Но имеется еще один способ логического вскрытия изучаемого нами понятия, способ более концентрированный и потому более простой. Дело в том, что когда мы говорили о личности как о неделимой единичности, мы, собственно говоря, рассматривали ее просто как некоего рода бытие и действительность, просто как некоего рода объект. Тут же, однако, мы явно перешли к изображению личности и как субъекта. Именно она оказалась здесь у нас чем то неповторимым и оригинальным по своему смыслу, причем эта ее оригинальность тут же предстала у нас как переживательная самосоотнесенность и в отношении всего другого и в отношении самой же личности. А эта самосоотнесенность закончилась ориентацией личности в личном бытии вообще, и прежде всего среди той совокупности личностей, которая обычно называется обществом. Но тогда возникает вопрос: если личность есть и объект и субъект одновременно, то как же соотносятся в ней эти две ее основные стороны, объектность и субъектность?
И, действительно, вникая в существо этой проблемы, мы сразу же видим, что объектность и субъектность могут функционировать в личности самым разнообразным способом. Но когда мы заговорим о самой личности как о субстанции, то в ней и объективная материя присутствует во всей своей субстанциальности, и субъективная идея тоже присутствует во всей своей субстанциальности. И мы настаиваем, что как раз именно такого рода диалектическая конструкция бессознательно признается всеми теми, кто рассуждает о личности в обывательском смысле слова.
Так, обычно говорится о душе и теле. Но никто как следует не знает, что такое душа, и не умеет точно определить, что такое тело. А часто люди даже и просто прикидываются, что не знают ничего о душе. Тем не менее все прекрасно понимают, что такое живой человек и прекрасно отличают его от мертвого человека, от трупа. А ведь живой человек как раз и есть не что иное, как полное слияние его физической и психической жизни, слияние тождественное и нерасторжимое, покамест человек живет. Обыватель не может определить, что такое личность и что такое общество. И тем не менее все прекрасно понимают, что личность возможна только в обществе, что общество невозможно без существования личности и что личность есть определенного рода сгусток общественных отношений. Но что такое этот сгусток? Это и есть субстанциальное тождество в одном случае души и тела, а в другом случае – личности и других личностей.

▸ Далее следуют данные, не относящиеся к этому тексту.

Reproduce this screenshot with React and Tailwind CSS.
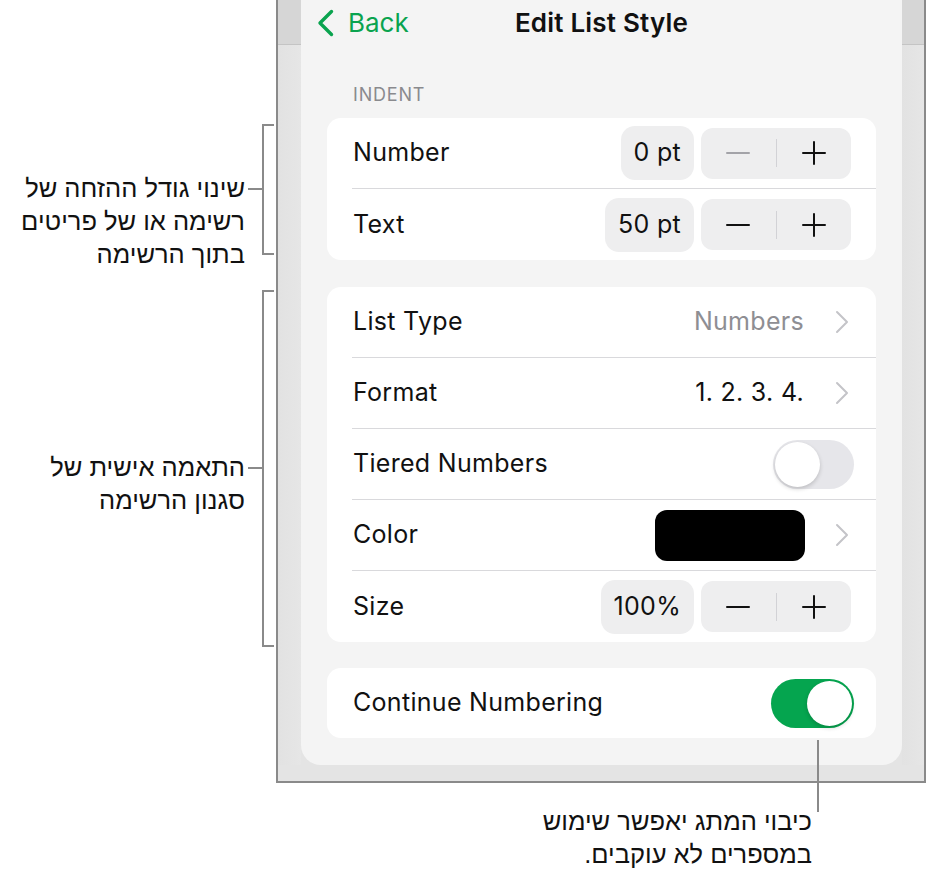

В нашем определении личности мы особенно обратили бы внимание на такие термины, как"душа"и"тело", ввиду того, что терминология эта больше всего понятна для обывательского сознания. Обыватель прекрасно знает, что тело всегда есть то или иное выражение души. Это выражение, однако, мыслится здесь не как случайное и не как условное. Когда актеры разыгрывают на сцене какое нибудь убийство, то они разыгрывают это не по субстанции, так как иначе это было бы не театральное, а самое настоящее убийство в буквальном смысле слова. Когда мы говорим о душе и теле в их буквальном жизненном, а не просто случайном и условном значении, то мы обязательно мыслим и душу как нечто самостоятельное, и тело как нечто самостоятельное, и их взаимосвязь тоже в буквальном, то есть в субстанциальном, смысле слова. Покамест речь идет только о душе, о личности не может быть и речи, поскольку личность есть не просто душа, но ее жизнь, ее поведение, ее практическое осуществление, то есть ее тело. И, наоборот, тело человека не есть просто личность, потому что тело может быть и мертвым трупом, а тело, в котором нуждается личность, всегда живо, всегда одушевлено, всегда для личности выразительно.